Pursuant to Texas Pollution Discharge Elimination System (TPDES) permit, SJRA is required to develop a pretreatment program to comply with the General Pretreatment Regulations in 40 CFR Part 403. In accordance with these regulations, SJRA has developed its Pretreatment Program Order to encompass the entire wastewater system.

Pretreatment Guidelines and Enforcement Provision

The SJRA Pretreatment Program Order (Order) sets forth uniform requirements for users of the wastewater collection, treatment, and disposal facilities owned by SJRA and the wastewater collection systems owned and operated by the Customer Districts (collectively, the POTW). The Order enables SJRA and the Customer Districts to comply with all applicable State and Federal laws regarding pretreatment requirements, including the Clean Water Act (33 United States Code § 1251 et seq.) and the General Pretreatment Regulations (40 Code of Federal Regulations Part 403).

SJRA enforces local limits, as mandated by the TCEQ, EPA and the Clean Water Act.
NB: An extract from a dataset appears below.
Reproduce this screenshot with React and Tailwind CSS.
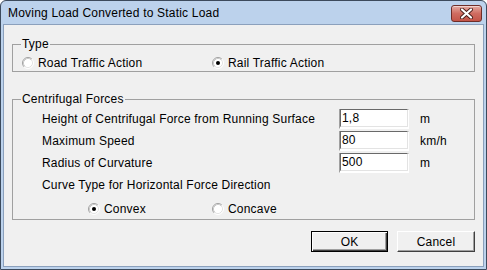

SJRA has developed the proposed discharge limits as set out below:

Parameter Proposed limit (mg/L)
Arsenic 0.2
Cadmium 0.1
Chromium 4
Copper 2
Lead 0.
Mercury 0.001
Molybdenum 0.8
Nickel 3
Selenium 0.2
Silver 0.8
Zinc 4
Cyanide 0.6

The National Pretreatment Program identifies specific requirements that apply to all Industrial Users (IUs) or nondomestic sources of wastewater to a Publicly Owned Treatment Works (POTW), additional requirements that apply to all Significant Industrial Users (SIUs), and certain requirements that only apply to Categorical Industrial Users (CIUs). The objectives of the National Pretreatment Program are achieved by applying and enforcing three types of discharge standards:

  1. Prohibited Discharge Standards
  2. Categorical Pretreatment Standards
  3. Local Limits

Sanitary Sewer Surcharge on High Strength Waste

High Strength Waste is a term generally applied to the relative strength of a commercial or industrial liquid waste that is discharged into the sewer system. Wastewater is considered high-strength wastewater when concentrations of the 5-day biochemical oxygen demand (BOD) or total suspended solids (TSS) exceed the concentrations of BOD or TSS in domestic wastewater, calculated values of which are 200 mg/l for BOD and 220 mg/l for TSS.

A sanitary sewer surcharge is imposed on an industrial user for discharges containing concentrations of Biochemical Oxygen Demand (BOD) and/or Total Suspended Solids (TSS) exceeding the calculated threshold values.  Treatment and removal of “high-strength” waste requires extra operating expenses such as the costs of additional chemicals, power, solids storage capacity, and final disposal. The surcharge is designed to recover these Operations and Maintenance (O&M) costs for treating high-strength waste.